*** The input

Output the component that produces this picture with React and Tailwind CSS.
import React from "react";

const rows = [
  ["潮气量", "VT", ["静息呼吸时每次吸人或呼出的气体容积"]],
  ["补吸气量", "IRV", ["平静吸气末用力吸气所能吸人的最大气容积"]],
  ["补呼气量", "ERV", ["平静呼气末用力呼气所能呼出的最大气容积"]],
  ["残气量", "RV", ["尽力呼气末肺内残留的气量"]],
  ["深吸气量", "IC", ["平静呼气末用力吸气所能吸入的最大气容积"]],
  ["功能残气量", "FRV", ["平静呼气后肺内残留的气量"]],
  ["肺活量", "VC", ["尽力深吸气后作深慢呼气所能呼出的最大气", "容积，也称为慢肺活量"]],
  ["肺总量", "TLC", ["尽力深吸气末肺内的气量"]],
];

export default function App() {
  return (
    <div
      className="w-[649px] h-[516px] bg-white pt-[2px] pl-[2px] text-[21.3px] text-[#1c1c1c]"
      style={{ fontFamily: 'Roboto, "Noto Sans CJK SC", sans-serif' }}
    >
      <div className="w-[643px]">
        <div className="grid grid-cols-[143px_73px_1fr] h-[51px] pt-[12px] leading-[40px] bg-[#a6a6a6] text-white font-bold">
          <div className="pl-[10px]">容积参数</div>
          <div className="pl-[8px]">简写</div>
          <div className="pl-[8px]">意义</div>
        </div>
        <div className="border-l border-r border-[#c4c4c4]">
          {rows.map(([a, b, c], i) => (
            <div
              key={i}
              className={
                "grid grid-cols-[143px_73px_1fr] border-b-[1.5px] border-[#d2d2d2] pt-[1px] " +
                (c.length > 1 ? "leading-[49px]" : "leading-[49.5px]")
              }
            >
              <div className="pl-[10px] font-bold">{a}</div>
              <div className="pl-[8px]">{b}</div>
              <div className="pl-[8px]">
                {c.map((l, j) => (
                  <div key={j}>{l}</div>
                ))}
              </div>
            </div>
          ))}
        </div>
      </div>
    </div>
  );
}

******
*** The input

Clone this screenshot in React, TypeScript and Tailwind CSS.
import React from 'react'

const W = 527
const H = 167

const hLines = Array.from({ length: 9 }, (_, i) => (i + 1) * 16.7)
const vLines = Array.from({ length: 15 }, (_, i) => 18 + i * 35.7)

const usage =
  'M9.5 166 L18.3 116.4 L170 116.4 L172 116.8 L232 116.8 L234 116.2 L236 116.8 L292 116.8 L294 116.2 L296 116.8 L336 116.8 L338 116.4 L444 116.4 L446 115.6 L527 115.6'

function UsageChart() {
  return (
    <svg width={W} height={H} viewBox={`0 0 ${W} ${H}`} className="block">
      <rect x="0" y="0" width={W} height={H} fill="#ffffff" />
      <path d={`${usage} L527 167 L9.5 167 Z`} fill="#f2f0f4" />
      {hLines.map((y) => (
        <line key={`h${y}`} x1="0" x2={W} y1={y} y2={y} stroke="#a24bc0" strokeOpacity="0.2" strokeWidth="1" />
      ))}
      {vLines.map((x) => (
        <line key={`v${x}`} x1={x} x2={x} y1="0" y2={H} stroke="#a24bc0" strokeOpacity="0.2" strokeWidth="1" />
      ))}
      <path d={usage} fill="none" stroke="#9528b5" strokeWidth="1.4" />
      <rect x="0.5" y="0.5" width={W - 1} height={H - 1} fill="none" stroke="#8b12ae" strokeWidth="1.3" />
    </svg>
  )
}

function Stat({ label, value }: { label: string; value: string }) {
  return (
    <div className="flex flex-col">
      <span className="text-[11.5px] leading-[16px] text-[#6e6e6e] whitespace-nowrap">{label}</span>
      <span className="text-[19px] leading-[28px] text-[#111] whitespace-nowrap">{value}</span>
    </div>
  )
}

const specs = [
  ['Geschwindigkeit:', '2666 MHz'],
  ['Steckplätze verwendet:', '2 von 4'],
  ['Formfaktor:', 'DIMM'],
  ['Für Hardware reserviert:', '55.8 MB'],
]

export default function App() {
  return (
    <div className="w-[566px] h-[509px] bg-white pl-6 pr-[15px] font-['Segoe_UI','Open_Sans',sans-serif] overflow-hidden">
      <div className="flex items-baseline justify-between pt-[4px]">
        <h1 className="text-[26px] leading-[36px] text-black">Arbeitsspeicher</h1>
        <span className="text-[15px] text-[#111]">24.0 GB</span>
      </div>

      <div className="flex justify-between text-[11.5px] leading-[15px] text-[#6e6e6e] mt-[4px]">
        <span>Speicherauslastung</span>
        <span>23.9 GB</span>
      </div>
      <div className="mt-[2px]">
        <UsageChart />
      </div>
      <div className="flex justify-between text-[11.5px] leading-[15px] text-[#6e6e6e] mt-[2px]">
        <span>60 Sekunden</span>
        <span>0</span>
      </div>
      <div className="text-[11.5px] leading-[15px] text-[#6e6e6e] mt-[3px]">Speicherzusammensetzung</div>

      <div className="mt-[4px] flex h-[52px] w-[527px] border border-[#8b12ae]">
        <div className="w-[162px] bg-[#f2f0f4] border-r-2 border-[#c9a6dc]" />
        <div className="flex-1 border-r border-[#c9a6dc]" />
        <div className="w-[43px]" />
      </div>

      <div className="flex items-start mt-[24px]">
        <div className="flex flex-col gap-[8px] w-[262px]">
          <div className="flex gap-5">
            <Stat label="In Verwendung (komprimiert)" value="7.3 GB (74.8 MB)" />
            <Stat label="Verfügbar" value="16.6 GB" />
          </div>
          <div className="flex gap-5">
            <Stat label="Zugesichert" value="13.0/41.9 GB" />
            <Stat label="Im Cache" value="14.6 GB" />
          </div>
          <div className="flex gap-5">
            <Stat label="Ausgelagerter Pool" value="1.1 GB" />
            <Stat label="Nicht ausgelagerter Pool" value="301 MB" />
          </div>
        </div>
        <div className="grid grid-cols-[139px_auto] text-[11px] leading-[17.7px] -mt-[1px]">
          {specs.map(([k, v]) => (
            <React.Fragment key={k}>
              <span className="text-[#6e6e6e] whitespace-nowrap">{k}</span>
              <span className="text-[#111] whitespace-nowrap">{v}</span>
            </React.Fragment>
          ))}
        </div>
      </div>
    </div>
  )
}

******
*** The input

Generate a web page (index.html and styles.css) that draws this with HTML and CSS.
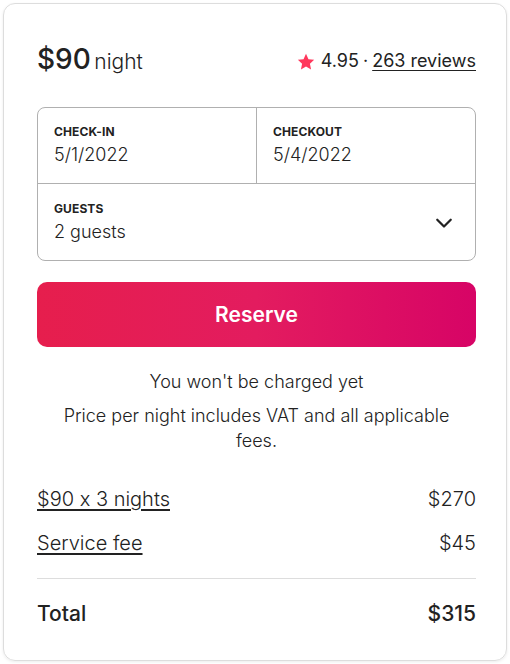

******

Goal: Only the lines from the one with "Clone this screenshot" up to the one with "18 + i * 35.7)" should be repeated, both included, exactly as they appear.

The solution:
Clone this screenshot in React, TypeScript and Tailwind CSS.
import React from 'react'

const W = 527
const H = 167

const hLines = Array.from({ length: 9 }, (_, i) => (i + 1) * 16.7)
const vLines = Array.from({ length: 15 }, (_, i) => 18 + i * 35.7)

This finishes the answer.